La quinta parte del testo presenta le radici spirituali dell’evangelizzazione. Dobbiamo convincerci che «la verità […] non passa di moda» e che «la nostra tristezza infinita si cura soltanto con un infinito amore». A un mondo relativista, il Papa ripete che «non è la stessa cosa aver conosciuto Gesù o non conoscerlo, non è la stessa cosa camminare con Lui o camminare a tentoni».
Ma perché evangelizziamo? La risposta corretta è che lo facciamo per la maggior gloria di Dio: «questo è il movente definitivo, il più profondo, il più grande, la ragione e il senso ultimo di tutto il resto». Comprendiamo allora che la missione «non è una parte della mia vita, o un ornamento che mi posso togliere, non è un’appendice, o un momento tra i tanti dell’esistenza. È qualcosa che non posso sradicare dal mio essere se non voglio distruggermi. Io sono una missione su questa terra, e per questo mi trovo in questo mondo».

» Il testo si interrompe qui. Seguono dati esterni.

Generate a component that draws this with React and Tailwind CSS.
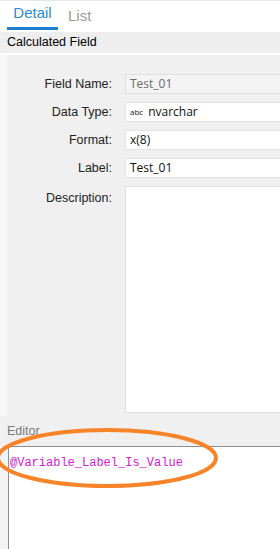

A chi obietta che la missione oggi non dà risultati, Francesco risponde che la sua fecondità «molte volte è invisibile, inafferrabile, non può essere contabilizzata». «Forse il Signore si avvale del nostro impegno per riversare benedizioni in un altro luogo del mondo dove non andremo mai. Lo Spirito Santo opera come vuole, quando vuole e dove vuole». Lo sapeva bene Maria Santissima, sublime esempio di libertà dall’esito. Preghiamo dunque la Madonna «perché la gioia del Vangelo giunga sino ai confini della terra e nessuna periferia sia priva della sua luce».